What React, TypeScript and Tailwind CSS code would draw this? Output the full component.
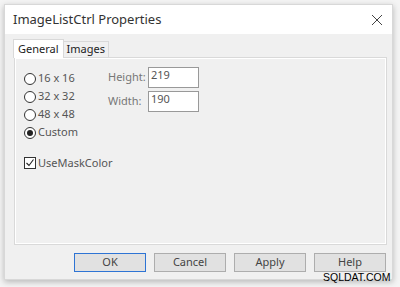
export default function App() {
  const font = { fontFamily: '"Segoe UI", "Noto Sans", "Open Sans", sans-serif' };
  const radios = [
    { label: "16 x 16", on: false },
    { label: "32 x 32", on: false },
    { label: "48 x 48", on: false },
    { label: "Custom", on: true },
  ];
  return (
    <div className="relative w-[400px] h-[287px] bg-[#f4f4f4] pt-[4px] pl-[4px]" style={font}>
      <div className="w-[389px] h-[276px] bg-[#f0f0f0] flex flex-col shadow-[0_2px_6px_rgba(0,0,0,0.25)] border border-[#d8d8d8]">
        <div className="h-[29px] bg-white flex items-center justify-between pl-[8px] pr-[9px] shrink-0">
          <span className="text-[13px] text-[#333]">ImageListCtrl Properties</span>
          <svg width="12" height="12" viewBox="0 0 12 12" className="mt-[1px]">
            <path d="M1 1 L11 11 M11 1 L1 11" stroke="#444" strokeWidth="1" />
          </svg>
        </div>
        <div className="flex-1 flex flex-col px-[8px] pt-[4px]">
          <div className="flex items-end h-[19px] text-[11px] text-[#222]">
            <div className="h-[19px] px-[4px] bg-white border border-b-0 border-[#d9d9d9] flex items-center relative z-10 -mb-px">General</div>
            <div className="h-[16px] px-[3px] bg-[#f0f0f0] border border-l-0 border-b-0 border-[#d9d9d9] flex items-center">Images</div>
          </div>
          <div className="ml-[1px] w-[373px] h-[188px] border border-[#d9d9d9] bg-[#f0f0f0] shrink-0 relative">
            <div className="absolute inset-0 border border-white pointer-events-none" />
            <div className="flex pt-[14px] pl-[9px]">
              <div className="flex flex-col gap-[5px] w-[84px] text-[11px] text-[#555]">
                {radios.map((r) => (
                  <div key={r.label} className="flex items-center h-[13px]">
                    <span className="w-[12px] h-[12px] rounded-full border border-[#333] bg-white flex items-center justify-center mr-[2px]">
                      {r.on && <span className="w-[6px] h-[6px] rounded-full bg-[#222]" />}
                    </span>
                    <span>{r.label}</span>
                  </div>
                ))}
              </div>
              <div className="flex flex-col gap-[3px] -mt-[5px] text-[11px] text-[#777]">
                <div className="flex items-center">
                  <span className="w-[40px] -mt-[1px]">Height:</span>
                  <div className="w-[51px] h-[21px] bg-white border border-[#999] pl-[2px] text-[#555] leading-[14px]">219</div>
                </div>
                <div className="flex items-center">
                  <span className="w-[40px] -mt-[1px]">Width:</span>
                  <div className="w-[51px] h-[21px] bg-white border border-[#999] pl-[2px] text-[#555] leading-[14px]">190</div>
                </div>
              </div>
            </div>
            <div className="flex items-center mt-[16px] ml-[9px] text-[11px] text-[#555]">
              <span className="w-[12px] h-[12px] border border-[#333] bg-white flex items-center justify-center mr-[2px]">
                <svg width="10" height="10" viewBox="0 0 10 10">
                  <path d="M1.5 5 L4 7.5 L8.5 1.5" stroke="#222" strokeWidth="1.1" fill="none" />
                </svg>
              </span>
              <span>UseMaskColor</span>
            </div>
          </div>
          <div className="flex justify-end gap-[8px] mt-[8px] -mr-[2px] text-[11px] text-[#444]">
            <div className="w-[72px] h-[19px] bg-[#e1e1e1] border border-[#2e74d4] flex items-center justify-center">OK</div>
            <div className="w-[72px] h-[19px] bg-[#e1e1e1] border border-[#adadad] flex items-center justify-center">Cancel</div>
            <div className="w-[72px] h-[19px] bg-[#e1e1e1] border border-[#adadad] flex items-center justify-center">Apply</div>
            <div className="w-[72px] h-[19px] bg-[#e1e1e1] border border-[#adadad] flex items-center justify-center">Help</div>
          </div>
        </div>
      </div>
      <div className="absolute left-[323px] top-[271px] text-[10.5px] leading-[12px] text-black" style={{ fontFamily: '"Liberation Sans", Arial, sans-serif' }}>SQLDAT.COM</div>
    </div>
  );
}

::::::::

Produce an exact copy of each line of data, skipping embedded images.

▸ Response
What React, TypeScript and Tailwind CSS code would draw this? Output the full component.
export default function App() {
  const font = { fontFamily: '"Segoe UI", "Noto Sans", "Open Sans", sans-serif' };
  const radios = [
    { label: "16 x 16", on: false },
    { label: "32 x 32", on: false },
    { label: "48 x 48", on: false },
    { label: "Custom", on: true },
  ];
  return (
    <div className="relative w-[400px] h-[287px] bg-[#f4f4f4] pt-[4px] pl-[4px]" style={font}>
      <div className="w-[389px] h-[276px] bg-[#f0f0f0] flex flex-col shadow-[0_2px_6px_rgba(0,0,0,0.25)] border border-[#d8d8d8]">
        <div className="h-[29px] bg-white flex items-center justify-between pl-[8px] pr-[9px] shrink-0">
          <span className="text-[13px] text-[#333]">ImageListCtrl Properties</span>
          <svg width="12" height="12" viewBox="0 0 12 12" className="mt-[1px]">
            <path d="M1 1 L11 11 M11 1 L1 11" stroke="#444" strokeWidth="1" />
          </svg>
        </div>
        <div className="flex-1 flex flex-col px-[8px] pt-[4px]">
          <div className="flex items-end h-[19px] text-[11px] text-[#222]">
            <div className="h-[19px] px-[4px] bg-white border border-b-0 border-[#d9d9d9] flex items-center relative z-10 -mb-px">General</div>
            <div className="h-[16px] px-[3px] bg-[#f0f0f0] border border-l-0 border-b-0 border-[#d9d9d9] flex items-center">Images</div>
          </div>
          <div className="ml-[1px] w-[373px] h-[188px] border border-[#d9d9d9] bg-[#f0f0f0] shrink-0 relative">
            <div className="absolute inset-0 border border-white pointer-events-none" />
            <div className="flex pt-[14px] pl-[9px]">
              <div className="flex flex-col gap-[5px] w-[84px] text-[11px] text-[#555]">
                {radios.map((r) => (
                  <div key={r.label} className="flex items-center h-[13px]">
                    <span className="w-[12px] h-[12px] rounded-full border border-[#333] bg-white flex items-center justify-center mr-[2px]">
                      {r.on && <span className="w-[6px] h-[6px] rounded-full bg-[#222]" />}
                    </span>
                    <span>{r.label}</span>
                  </div>
                ))}
              </div>
              <div className="flex flex-col gap-[3px] -mt-[5px] text-[11px] text-[#777]">
                <div className="flex items-center">
                  <span className="w-[40px] -mt-[1px]">Height:</span>
                  <div className="w-[51px] h-[21px] bg-white border border-[#999] pl-[2px] text-[#555] leading-[14px]">219</div>
                </div>
                <div className="flex items-center">
                  <span className="w-[40px] -mt-[1px]">Width:</span>
                  <div className="w-[51px] h-[21px] bg-white border border-[#999] pl-[2px] text-[#555] leading-[14px]">190</div>
                </div>
              </div>
            </div>
            <div className="flex items-center mt-[16px] ml-[9px] text-[11px] text-[#555]">
              <span className="w-[12px] h-[12px] border border-[#333] bg-white flex items-center justify-center mr-[2px]">
                <svg width="10" height="10" viewBox="0 0 10 10">
                  <path d="M1.5 5 L4 7.5 L8.5 1.5" stroke="#222" strokeWidth="1.1" fill="none" />
                </svg>
              </span>
              <span>UseMaskColor</span>
            </div>
          </div>
          <div className="flex justify-end gap-[8px] mt-[8px] -mr-[2px] text-[11px] text-[#444]">
            <div className="w-[72px] h-[19px] bg-[#e1e1e1] border border-[#2e74d4] flex items-center justify-center">OK</div>
            <div className="w-[72px] h-[19px] bg-[#e1e1e1] border border-[#adadad] flex items-center justify-center">Cancel</div>
            <div className="w-[72px] h-[19px] bg-[#e1e1e1] border border-[#adadad] flex items-center justify-center">Apply</div>
            <div className="w-[72px] h-[19px] bg-[#e1e1e1] border border-[#adadad] flex items-center justify-center">Help</div>
          </div>
        </div>
      </div>
      <div className="absolute left-[323px] top-[271px] text-[10.5px] leading-[12px] text-black" style={{ fontFamily: '"Liberation Sans", Arial, sans-serif' }}>SQLDAT.COM</div>
    </div>
  );
}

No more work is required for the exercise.